Running in Mixed-Precision mode (FP16)

After a bit of a struggle, I could finally get the FP16 mode working. First up you need to install the CUDA toolkit and then make sure the path to ‘nvcc’ utility is added to $PATH (check using nvcc — version)

Post that I faced trouble while installing apex.

$ git clone https://github.com/NVIDIA/apex
$ cd apex
$ pip install -v --no-cache-dir --global-option="--cpp_ext" --global-option="--cuda_ext" .ERROR: Command "/home/nikhil_subscribed/anaconda3/bin/python -u -c 'import setuptools, tokenize;__file__='"'"'/tmp/pip-req-build-ft6absjv/setup.py'"'"';f=getattr(tokenize, '"'"'open'"'"', open)(__file__);code=f.read().replace('"'"'\r\n'"'"', '"'"'\n'"'"');f.close();exec(compile(code, __file__, '"'"'exec'"'"'))' --cpp_ext --cuda_ext install --record /tmp/pip-record-5uvui08_/install-record.txt --single-version-externally-managed --compile" failed with error code 1 in /tmp/pip-req-build-ft6absjv/

So to get around this I commented below check in setup.py. After that installation went through without any other issue and I could train in FP16 mode.
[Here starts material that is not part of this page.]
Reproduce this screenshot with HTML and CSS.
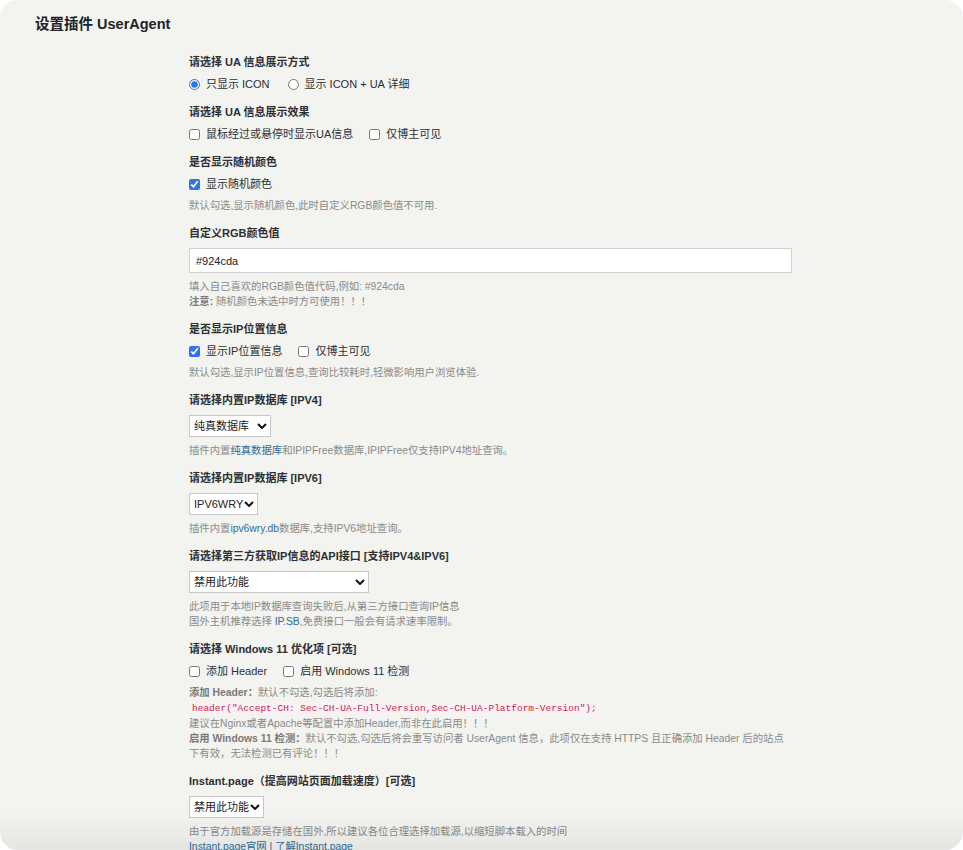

"""if (bare_metal_major != torch_binary_major) or (bare_metal_minor != torch_binary_minor):
        raise RuntimeError("Cuda extensions are being compiled with a version of Cuda that does " +
                           "not match the version used to compile Pytorch binaries.  " +
                           "Pytorch binaries were compiled with Cuda {}.\n".format(torch.version.cuda) +
                           "In some cases, a minor-version mismatch will not cause later errors:  " +
                           "https://github.com/NVIDIA/apex/pull/323#discussion_r287021798.  "
                           "You can try commenting out this check (at your own risk).")"""

Next Steps

While it is tempting to try and get higher & higher accuracy numbers and a combination of distributed training, FP16, bert-large model, max_seq_length of 512 should definitely do that but as this point I want to focus on learning and deploying end-to-end applications. So next up I’ll be looking into deploying these models into production.